Где в этом танце восхождения останавливался Головин? В какие сферы приводило инициатическое помрачение его учеников? Это зависело от тайного огня, снов, ассистирующих и блокирующих даймонов, качеств растительных элексиров и других факторов, навязчиво поставляемых службами бессменного недружелюбного союза Великих богинь-матерей. Разумеется, в первую очередь это зависело от созерцательного порыва адепта вверх к конусу ноэтического, к его неисчерпаемому резервуару смыслов.
Комос: московское тело мистерии
Великие дионисии в Древней Греции длились три или четыре дня. Праздник дробился на несколько частей: утром происходило торжественное шествие в честь бога Диониса— помпа, в которой участвовали представители всех групп населения Аттики. Затем следовали состязания детских и мужских хоров, после захода солнца — комос, шествие с пением и музыкой, далее вновь выступали хоры с трагедиями и комедиями. Хоры были идеальными зрителями, участниками и интерпретаторами сценического действа, диалогически взаимодействуя с публикой. Но празднество имело и иные измерения…
«При мистическом ликующем зове Диониса разбиваются оковы плена индивидуации», — писал Ницше в «Рождении трагедии».
«Разбить оковы плена индивидуации»… С этого Головин начинал цикл своих дионисий. Как маг и дирижер, он подступал к ним через создание некоего коллективного мистериального тела, как будто бы заготавливаемого для дальнейших деликатных операций. Это тело напоминало странное войско Диониса и одновременно его дифирамбический хор. Сбор адептов начинался с чудного необъяснимого зова — почти неслышимого, внутреннего, воображаемого, загадочного, напоминающего тот, которому внимали менады и вакханки в предвкушении явления Великого бога в аттической Греции. Этот диковинный зов трансформировался в телефонные звонки, договоренности о встрече, наконец, в саму встречу. Мережковский в «Тайне Запада», описывая дионисийские мистерии в Греции, отмечал, что менады и вакханки, в неистовстве призывающие Диониса, сновидческой открытостью души, дрожью, особым трепетом тел предчувствовали явление своего Бога, выкликивая, призывая его особым завыванием и улюлюканьем, похожим на то, как ловцы во время охоты загоняют зверя, — ululatus, ololygmos, alala (как похоже на «улялюм» Эдгара По). Какое-то очень заговорщическое, хтоническое, по-женски грациозное движение — кибелическое, но напоминающее одновременно нордическую «дикую охоту», римскую сатурналию, греческий комос, разворачивалось на московских улицах. Как будто кавалькады неистовых духов завораживали и похищали души людей в другую далекую страну.
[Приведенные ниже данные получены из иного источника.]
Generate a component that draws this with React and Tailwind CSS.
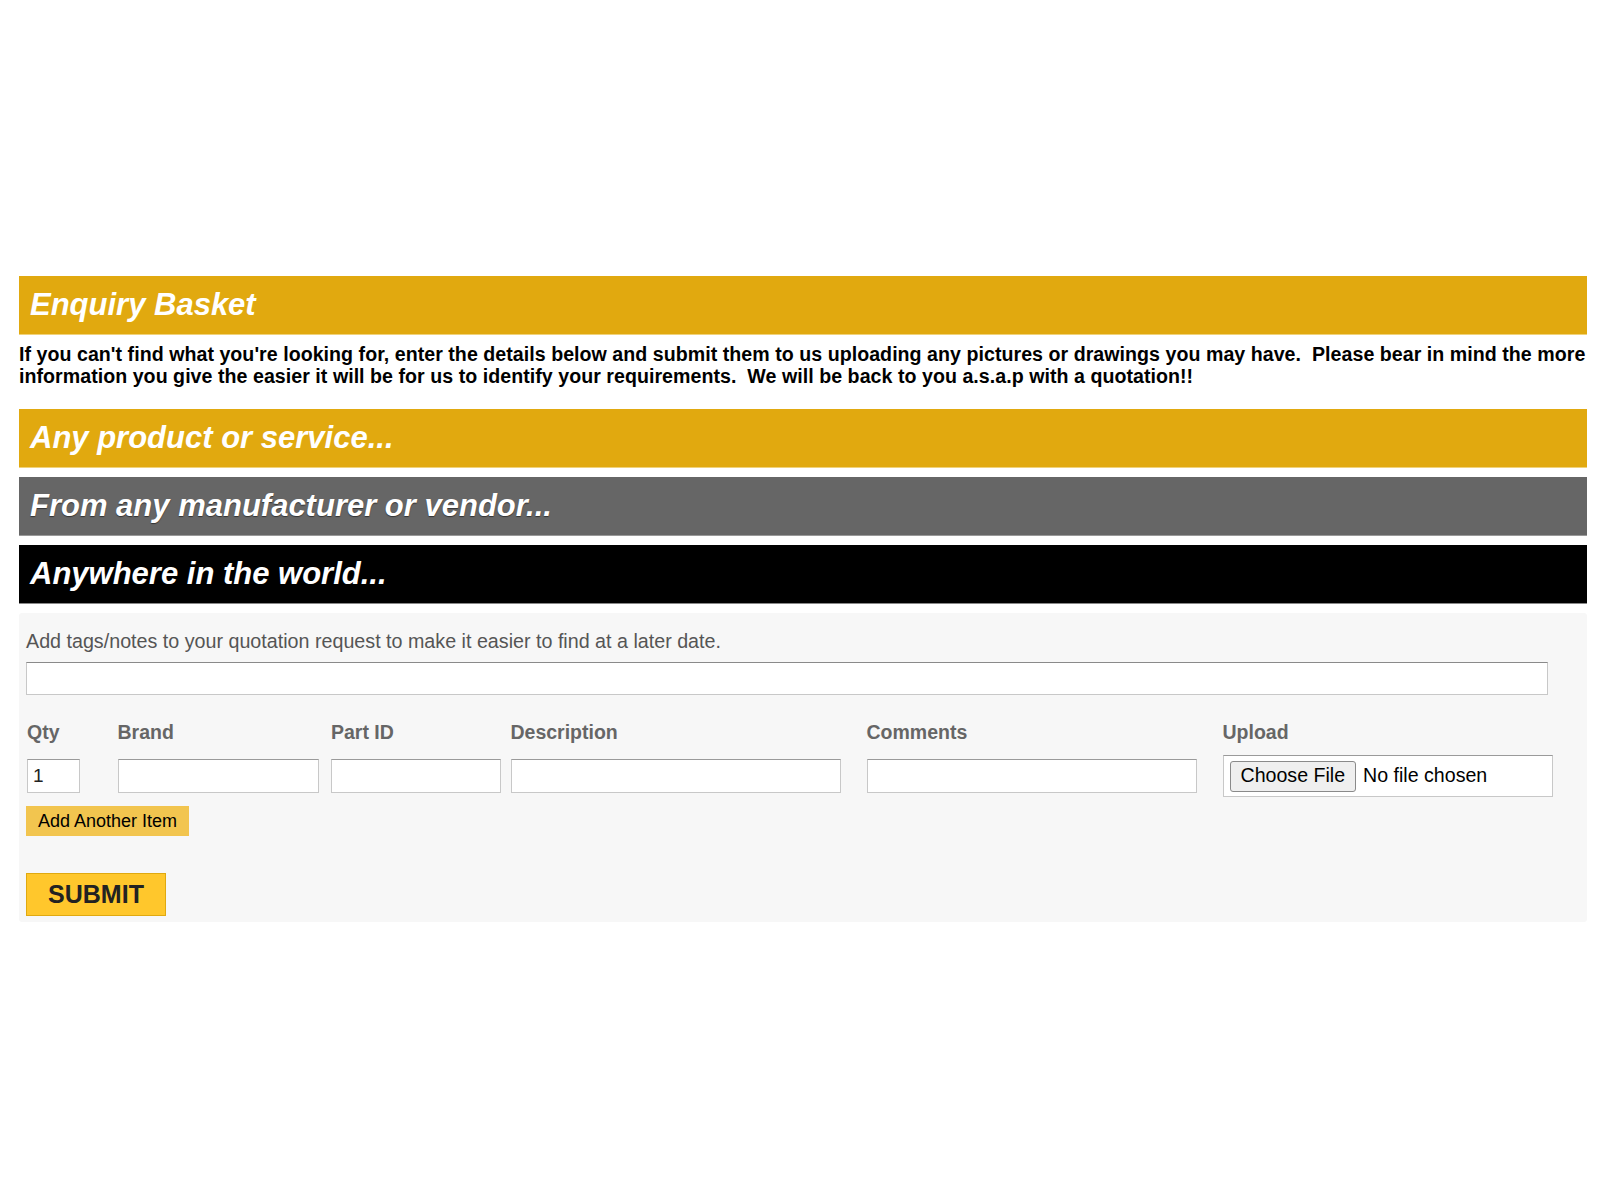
export default function App() {
  const cols = [
    { label: 'Qty', w: 'w-[53px]', value: '1' },
    { label: 'Brand', w: 'w-[201px]' },
    { label: 'Part ID', w: 'w-[170px]' },
    { label: 'Description', w: 'w-[330px]' },
    { label: 'Comments', w: 'w-[330px]' },
  ];

  return (
    <div className="min-h-[1200px] bg-white pl-[19px] pr-[13px] pt-[276px] font-['Liberation_Sans',Arial,sans-serif]">
      <h1 className="flex h-[59px] items-center border-b border-[#f0d27a] bg-[#e1a90f] px-[11px] text-[31px] font-bold italic text-white">
        Enquiry Basket
      </h1>
      <p className="mt-[8px] text-[19.6px] font-bold leading-[22px] tracking-[0.04px] text-black">
        If you can't find what you're looking for, enter the details below and submit them to us uploading any pictures or drawings you may have.&nbsp; Please bear in mind the more
        <br />
        information you give the easier it will be for us to identify your requirements.&nbsp; We will be back to you a.s.a.p with a quotation!!
      </p>

      <div className="mt-[22px] flex flex-col gap-[9px]">
        <h2 className="flex h-[59px] items-center border-b border-[#f0d27a] bg-[#e1a90f] px-[11px] text-[31px] font-bold italic text-white">
          Any product or service...
        </h2>
        <h2 className="flex h-[59px] items-center border-b border-[#999] bg-[#666666] px-[11px] text-[31px] font-bold italic text-white [text-shadow:0_1px_1px_rgba(0,0,0,0.5)]">
          From any manufacturer or vendor...
        </h2>
        <h2 className="flex h-[59px] items-center border-b border-[#888] bg-black px-[11px] text-[31px] font-bold italic text-white">
          Anywhere in the world...
        </h2>
      </div>

      <form className="mt-[9px] rounded-[3px] bg-[#f7f7f7] pb-[6px] pl-[7px] pr-[8px] pt-[17px]">
        <label className="block text-[19.7px] leading-[22px] text-[#555]">
          Add tags/notes to your quotation request to make it easier to find at a later date.
        </label>
        <input
          type="text"
          className="mt-[10px] block h-[33px] w-[1522px] border border-[#c8c8c8] border-t-[#8a8a8a] bg-white"
        />

        <div className="mt-[26px] grid grid-cols-[90.5px_213.5px_179.5px_356px_356px_330px] items-center gap-y-[12px] pl-[1px]">
          {cols.map((c) => (
            <span key={c.label} className="text-[19.5px] font-bold leading-[22px] text-[#666]">
              {c.label}
            </span>
          ))}
          <span className="text-[19.5px] font-bold leading-[22px] text-[#666]">Upload</span>

          {cols.map((c) => (
            <input
              key={c.label}
              type="text"
              defaultValue={c.value}
              className={`${c.w} h-[34px] border border-[#c8c8c8] border-t-[#9a9a9a] bg-white px-[5px] text-[19px] text-[#222]`}
            />
          ))}
          <div className="flex h-[42px] w-[330px] items-center gap-[7px] border border-[#c8c8c8] border-t-[#9a9a9a] bg-white px-[6px]">
            <button
              type="button"
              className="h-[31px] rounded-[3px] border border-[#8a8a8a] bg-[#efefef] px-[10px] text-[19.6px] leading-none text-black"
            >
              Choose File
            </button>
            <span className="text-[19.6px] text-black">No file chosen</span>
          </div>
        </div>

        <button
          type="button"
          className="mt-[9px] block h-[30px] w-[163px] border border-[#f2c44e] bg-[#f2c54f] text-[18px] text-black"
        >
          Add Another Item
        </button>

        <button
          type="submit"
          className="mt-[37px] block h-[43px] w-[140px] border border-[#e0a910] bg-[#ffc72c] text-[25px] font-bold text-[#222]"
        >
          SUBMIT
        </button>
      </form>
    </div>
  );
}
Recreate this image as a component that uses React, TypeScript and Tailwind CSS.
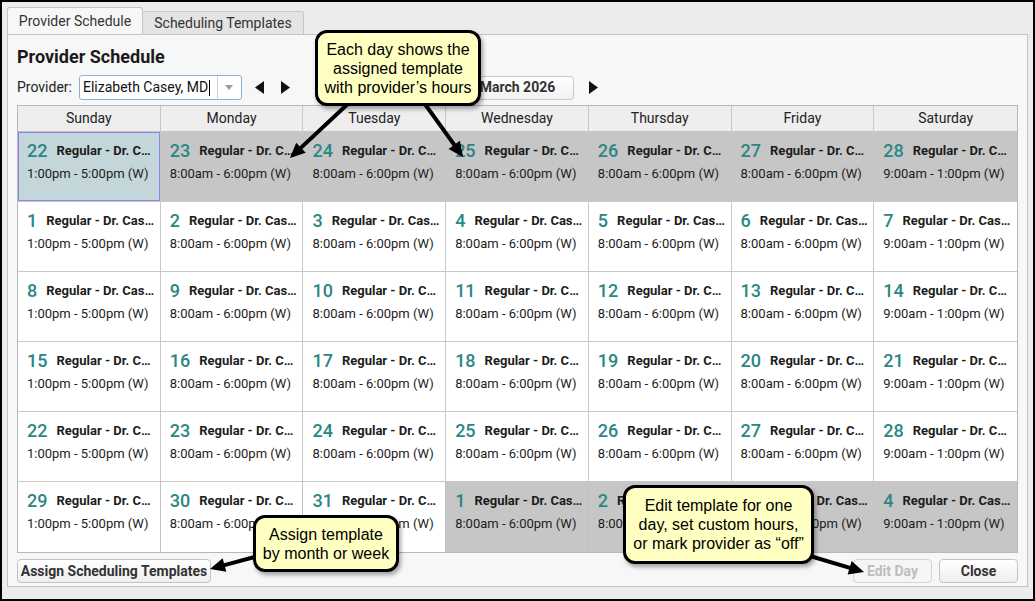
import React from 'react';

// Calendar data: six weeks, first and last rows spill into Feb / April
type Day = { n: number; other?: boolean; selected?: boolean };

const weeks: Day[][] = [
  [
    { n: 22, other: true, selected: true },
    { n: 23, other: true },
    { n: 24, other: true },
    { n: 25, other: true },
    { n: 26, other: true },
    { n: 27, other: true },
    { n: 28, other: true },
  ],
  [1, 2, 3, 4, 5, 6, 7].map((n) => ({ n })),
  [8, 9, 10, 11, 12, 13, 14].map((n) => ({ n })),
  [15, 16, 17, 18, 19, 20, 21].map((n) => ({ n })),
  [22, 23, 24, 25, 26, 27, 28].map((n) => ({ n })),
  [
    { n: 29 },
    { n: 30 },
    { n: 31 },
    { n: 1, other: true },
    { n: 2, other: true },
    { n: 3, other: true },
    { n: 4, other: true },
  ],
];

const dayNames = ['Sunday', 'Monday', 'Tuesday', 'Wednesday', 'Thursday', 'Friday', 'Saturday'];

const hoursFor = (col: number) => {
  if (col === 0) return '1:00pm - 5:00pm (W)';
  if (col === 6) return '9:00am - 1:00pm (W)';
  return '8:00am - 6:00pm (W)';
};

function DayCell({ day, col, lastRow }: { day: Day; col: number; lastRow: boolean }) {
  const bg = day.selected
    ? 'bg-[#c3d6d9] shadow-[inset_0_0_0_1px_#8a86ee]'
    : day.other
      ? 'bg-[#c6c6c6]'
      : 'bg-white';
  return (
    <div
      className={`h-[70px] pl-[9px] pt-[8px] ${bg} ${col < 6 ? 'border-r border-[#c2c2c2]' : ''} ${
        lastRow ? '' : 'border-b border-[#c8c8c8]'
      }`}
    >
      <div className="flex items-center gap-[9px] h-[22px]">
        <span className="text-[18px] font-medium text-[#2a8784] leading-[22px]">{day.n}</span>
        <span className="text-[13px] font-bold text-[#1c1c1c] whitespace-nowrap">
          {day.n < 10 ? 'Regular - Dr. Cas…' : 'Regular - Dr. C…'}
        </span>
      </div>
      <div className="mt-[4px] text-[13px] leading-[16px] text-[#1c1c1c] whitespace-nowrap">{hoursFor(col)}</div>
    </div>
  );
}

function TriLeft() {
  return (
    <svg width="9" height="13" viewBox="0 0 9 13">
      <polygon points="9,0 9,13 0,6.5" fill="#111" />
    </svg>
  );
}

function TriRight() {
  return (
    <svg width="9" height="13" viewBox="0 0 9 13">
      <polygon points="0,0 0,13 9,6.5" fill="#111" />
    </svg>
  );
}

// arrow line with a filled head at (x2, y2)
function Arrow({ x1, y1, x2, y2 }: { x1: number; y1: number; x2: number; y2: number }) {
  const dx = x2 - x1;
  const dy = y2 - y1;
  const len = Math.sqrt(dx * dx + dy * dy);
  const ux = dx / len;
  const uy = dy / len;
  const hl = 15;
  const hw = 7;
  const bx = x2 - ux * hl;
  const by = y2 - uy * hl;
  const pts = `${x2},${y2} ${bx - uy * hw},${by + ux * hw} ${bx + uy * hw},${by - ux * hw}`;
  return (
    <g>
      <line x1={x1} y1={y1} x2={bx + ux * 2} y2={by + uy * 2} stroke="#000" strokeWidth="4" />
      <polygon points={pts} fill="#000" />
    </g>
  );
}

function Callout({ className, lines }: { className: string; lines: string[] }) {
  return (
    <div
      className={`absolute flex flex-col items-center justify-center rounded-[12px] border-[3px] border-black bg-[#ffffc2] shadow-[2px_3px_4px_rgba(0,0,0,0.35)] text-[16px] leading-[19px] text-black font-['Liberation_Sans',Arial,sans-serif] ${className}`}
    >
      {lines.map((l) => (
        <div key={l} className="whitespace-nowrap">
          {l}
        </div>
      ))}
    </div>
  );
}

export default function App() {
  return (
    <div className="relative w-[1035px] h-[601px] overflow-hidden border-2 border-black bg-[#ececec] font-['Roboto',sans-serif] text-[#222]">
      {/* Tabs */}
      <div className="flex items-end ml-[5px] mt-[6px] h-[26px]">
        <div className="relative z-10 h-[27px] w-[136px] rounded-t-[3px] border border-b-0 border-[#c4c4c4] bg-[#f7f7f7] flex items-center justify-center text-[14px] text-[#333]">
          Provider Schedule
        </div>
        <div className="h-[23px] w-[161px] rounded-t-[3px] border border-l-0 border-b-0 border-[#c8c8c8] bg-[#e4e4e4] flex items-center justify-center text-[14px] text-[#333]">
          Scheduling Templates
        </div>
      </div>

      {/* Panel */}
      <div className="ml-[5px] w-[1021px] border border-[#c4c4c4] bg-[#f7f7f7] px-[9px] pt-[11px] pb-[3px]">
        <div className="text-[18px] leading-[22px] font-bold text-[#1a1a1a]">Provider Schedule</div>

        <div className="mt-[7px] grid grid-cols-[1fr_auto_1fr] items-center h-[25px]">
          <div className="flex items-center">
            <span className="text-[14px] text-[#222]">Provider:</span>
            <div className="ml-[7px] flex h-[25px] w-[163px] items-center rounded-[3px] border border-[#8eaee4] bg-white">
              <div className="flex-1 pl-[3px] text-[14px] text-[#111] flex items-center">
                Elizabeth Casey, MD<span className="ml-px inline-block h-[16px] w-px bg-black" />
              </div>
              <div className="flex h-full w-[24px] items-center justify-center border-l border-[#d4d4d4]">
                <svg width="8" height="5" viewBox="0 0 8 5">
                  <polygon points="0,0 8,0 4,5" fill="#9a9a9a" />
                </svg>
              </div>
            </div>
            <div className="ml-[13px] flex items-center gap-[17px]">
              <TriLeft />
              <TriRight />
            </div>
          </div>
          <div className="flex items-center gap-[15px]">
            <TriLeft />
            <div className="flex h-[24px] w-[112px] items-center justify-center rounded-[4px] border border-[#c9c9c9] bg-gradient-to-b from-white to-[#f1f1f1] text-[14px] font-bold text-[#333]">
              March 2026
            </div>
            <TriRight />
          </div>
          <div />
        </div>

        {/* Calendar grid */}
        <div className="mt-[5px] border border-[#b8b8b8] bg-white">
          <div className="grid grid-cols-7 h-[26px] border-b border-[#c4c4c4] bg-[#eeeeee]">
            {dayNames.map((d, i) => (
              <div
                key={d}
                className={`flex items-center justify-center text-[14px] text-[#222] ${i < 6 ? 'border-r border-[#c8c8c8]' : ''}`}
              >
                {d}
              </div>
            ))}
          </div>
          {weeks.map((w, r) => (
            <div key={r} className="grid grid-cols-7">
              {w.map((d, c) => (
                <DayCell key={c} day={d} col={c} lastRow={r === weeks.length - 1} />
              ))}
            </div>
          ))}
        </div>

        {/* Footer buttons */}
        <div className="mt-[6px] flex items-center">
          <button className="h-[24px] w-[194px] rounded-[4px] border border-[#c4c4c4] bg-gradient-to-b from-white to-[#eeeeee] text-[14px] font-bold text-[#333]">
            Assign Scheduling Templates
          </button>
          <div className="flex-1" />
          <button className="h-[24px] w-[79px] rounded-[4px] border border-[#d4d4d4] bg-[#f5f5f5] text-[14px] font-bold text-[#bdbdbd]">
            Edit Day
          </button>
          <button className="ml-[7px] h-[24px] w-[79px] rounded-[4px] border border-[#c4c4c4] bg-gradient-to-b from-white to-[#eeeeee] text-[14px] font-bold text-[#333]">
            Close
          </button>
        </div>
      </div>

      {/* Annotation arrows and callouts */}
      <svg className="pointer-events-none absolute left-[-2px] top-[-2px]" width="1035" height="601">
        <Arrow x1={352} y1={100} x2={290} y2={158} />
        <Arrow x1={422} y1={100} x2={463} y2={157} />
        <Arrow x1={262} y1={555} x2={210} y2={569} />
        <Arrow x1={800} y1={553} x2={864} y2={572} />
      </svg>
      <Callout
        className="left-[313px] top-[28px] w-[166px] h-[76px]"
        lines={['Each day shows the', 'assigned template', "with provider’s hours"]}
      />
      <Callout className="left-[251px] top-[513px] w-[146px] h-[57px]" lines={['Assign template', 'by month or week']} />
      <Callout
        className="left-[621px] top-[483px] w-[191px] h-[79px]"
        lines={['Edit template for one', 'day, set custom hours,', 'or mark provider as “off”']}
      />
    </div>
  );
}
Как поднимающийся из подземелий Гадеса Дионис, Головин восставал из темных закоулков советской, так называемой «мирной жизни», из затонов человеческих забот, магазинов, детей, прачечных, из эклектики скучных литературных переводов и заказных статей в унылых советских журналах тех лет, которые он иногда сочинял для мелких денег и мелкой славы[108]. Зов бога улавливался верными последователями каким-то внутренним чутьем, затем он дублировался вибрацией его голоса в телефонном аппарате. Головин назначал встречу в городе, в какой-нибудь точке Москвы — где-нибудь в сквере, в пивной, на бульваре.
Возбужденным карнавальным десантом, в легком облаке папиросного дыма и неземных разговоров, аллертные и заряженные эфирными энергиями адепты стекались к месту, где их поджидал учитель, мэтр и бог. После прециозных взаимных приветствий Головин со свитой (бог со своим войском или бог со своим сатурническим хором?) отправлялся в ритуальное шествие сквозь город — стремительное, ритмичное, как танец.
Это рождающееся ритмическое движение человеческих душ и тел постепенно превращалось в некое таинственное делание.
На каждом этапе к процессии, напоминавшей золотистое роение вокруг золотого улья, присоединялись новые участники. Их ядро составляли верные приспешники, почти посвященные — «капитаны», «мичманы», «шкиперы», отличившиеся в предыдущих плаваниях. За ними шли приглашенные одиночные теософы, гурджиеведы, адепты opus Magnum, непризнанные поэты, отлученные от советской официальной церкви клирики, подпольные переводчики эзотерических текстов. Далее группа разбавлялась неофитами из числа гениальных непризнанных художников, застенчивых гуманитариев, приставших по дороге любознательных пролов-алкоголиков и желающих вечного праздника интеллигентов… Все были влюблены в головинскую поэтическую гениальность и озарены многомерным образом волшебных странствий Пьяного Корабля.
Плавность и стремительность шествия, гибкость и флюидность его маршрута свидетельствовали о начале Великого плавания.
Капитан «Пьяного корабля» звался Адмиралом. Среди сопровождающей его свиты, помимо основной команды, попадались также сильваны, тролли, карлики, эльфы, наяды, русалки, сирены и саламандры.